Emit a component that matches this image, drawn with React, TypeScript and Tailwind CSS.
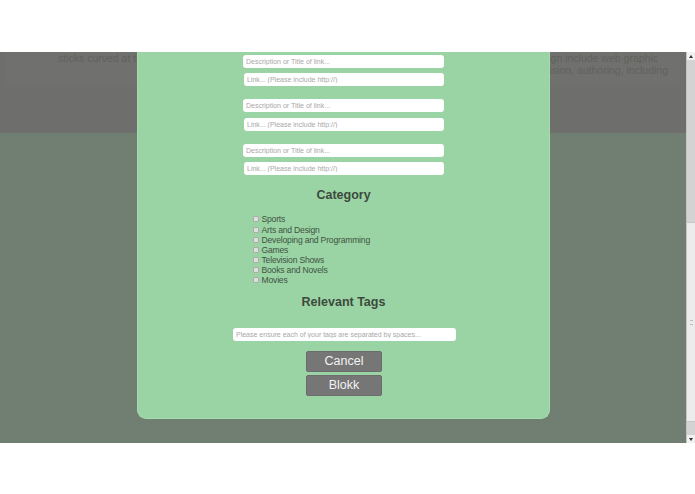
const links = [0, 1, 2];

const categories = [
  'Sports',
  'Arts and Design',
  'Developing and Programming',
  'Games',
  'Television Shows',
  'Books and Novels',
  'Movies',
];

const inputClass =
  'block h-[13px] bg-white rounded-[3px] px-[3px] text-[7px] text-[#444] placeholder:text-[#a8a8a8] outline-none border-0';

function LinkFields() {
  return (
    <div className="flex flex-col gap-[13.3px]">
      {links.map((i) => (
        <div key={i} className="flex flex-col gap-[5.3px]">
          <input className={`${inputClass} w-[201px] ml-[105px]`} placeholder="Description or Title of link..." />
          <input className={`${inputClass} w-[200px] ml-[106px]`} placeholder="Link... (Please include http://)" />
        </div>
      ))}
    </div>
  );
}

function Modal() {
  return (
    <div className="absolute left-[137px] top-0 w-[413px] h-[367px] bg-[#9bd4a4] rounded-b-[9px] border-x border-b border-[#a6dbae] pt-[2.7px] flex flex-col">
      <LinkFields />

      <h2 className="mt-[13px] text-center text-[12.5px] leading-[14px] font-bold text-[#3b4a3e]">Category</h2>

      <ul className="mt-[12.2px] pl-[115px] flex flex-col">
        {categories.map((c) => (
          <li key={c} className="flex items-center h-[10.17px] text-[8.6px] leading-[10.17px] tracking-[-0.2px] text-[#3f5243]">
            <input
              type="checkbox"
              className="appearance-none w-[6px] h-[6px] mr-[2.5px] border border-[#a9aea9] bg-[#dedede] rounded-[1px]"
            />
            <span>{c}</span>
          </li>
        ))}
      </ul>

      <h2 className="mt-[10px] text-center text-[12.5px] leading-[14.5px] font-bold text-[#3b4a3e]">Relevant Tags</h2>

      <input
        className={`${inputClass} mt-[18.3px] ml-[95px] w-[223px] h-[13.6px] text-[6.6px]`}
        placeholder="Please ensure each of your tags are separated by spaces..."
      />

      <div className="mt-[10px] ml-[168px] flex flex-col gap-[3px]">
        <button className="w-[76px] h-[21px] bg-[#767676] rounded-[2px] text-[12.5px] text-[#f2f2f2] border border-[#6c6c6c]">Cancel</button>
        <button className="w-[76px] h-[21px] bg-[#767676] rounded-[2px] text-[12.5px] text-[#f2f2f2] border border-[#6c6c6c]">Blokk</button>
      </div>
    </div>
  );
}

function Scrollbar() {
  return (
    <div className="w-[9px] bg-[#d3d3d3] flex flex-col border-l border-[#c4c4c4]">
      <div className="h-[8px] bg-[#f1f1f1] flex items-center justify-center">
        <span className="w-0 h-0 border-x-[2px] border-x-transparent border-b-[3px] border-b-[#333]" />
      </div>
      <div className="h-[162px]" />
      <div className="h-[200px] bg-[#ececec] border-y border-[#c8c8c8] flex items-center justify-center">
        <span className="w-[3px] h-[5px] border-y border-[#bdbdbd]" />
      </div>
      <div className="flex-1" />
      <div className="h-[8px] bg-[#f1f1f1] flex items-center justify-center">
        <span className="w-0 h-0 border-x-[2px] border-x-transparent border-t-[3px] border-t-[#333]" />
      </div>
    </div>
  );
}

export default function App() {
  return (
    <div className="w-[695px] h-[494px] bg-white flex flex-col font-['Liberation_Sans',Arial,sans-serif]">
      <div className="h-[52px] shrink-0" />
      <div className="h-[391px] shrink-0 flex">
        <div className="relative flex-1 overflow-hidden flex flex-col">
          <div className="h-[81px] bg-[#6e6f6c]">
            <div className="mx-[6px] h-[32px] bg-[#70716e] pt-[1px] text-[10.5px] leading-[11.5px] text-[#60615e]">
              <div className="flex justify-between pl-[52px] pr-[22px]">
                <span>sticks curved at the tip and</span>
                <span>sign include web graphic</span>
              </div>
              <div className="flex justify-end pr-[12px]">
                <span>ession, authoring, including</span>
              </div>
            </div>
          </div>
          <div className="flex-1 bg-[#707f72]" />
          <Modal />
        </div>
        <Scrollbar />
      </div>
      <div className="flex-1" />
    </div>
  );
}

________________________

Exercise instructions
From the first line of the material down to the line containing "text-center text-[12.5px] leading-[14px]", inclusive, return each line exactly, skipping any picture.

Solution to this problem
Emit a component that matches this image, drawn with React, TypeScript and Tailwind CSS.
const links = [0, 1, 2];

const categories = [
  'Sports',
  'Arts and Design',
  'Developing and Programming',
  'Games',
  'Television Shows',
  'Books and Novels',
  'Movies',
];

const inputClass =
  'block h-[13px] bg-white rounded-[3px] px-[3px] text-[7px] text-[#444] placeholder:text-[#a8a8a8] outline-none border-0';

function LinkFields() {
  return (
    <div className="flex flex-col gap-[13.3px]">
      {links.map((i) => (
        <div key={i} className="flex flex-col gap-[5.3px]">
          <input className={`${inputClass} w-[201px] ml-[105px]`} placeholder="Description or Title of link..." />
          <input className={`${inputClass} w-[200px] ml-[106px]`} placeholder="Link... (Please include http://)" />
        </div>
      ))}
    </div>
  );
}

function Modal() {
  return (
    <div className="absolute left-[137px] top-0 w-[413px] h-[367px] bg-[#9bd4a4] rounded-b-[9px] border-x border-b border-[#a6dbae] pt-[2.7px] flex flex-col">
      <LinkFields />

      <h2 className="mt-[13px] text-center text-[12.5px] leading-[14px] font-bold text-[#3b4a3e]">Category</h2>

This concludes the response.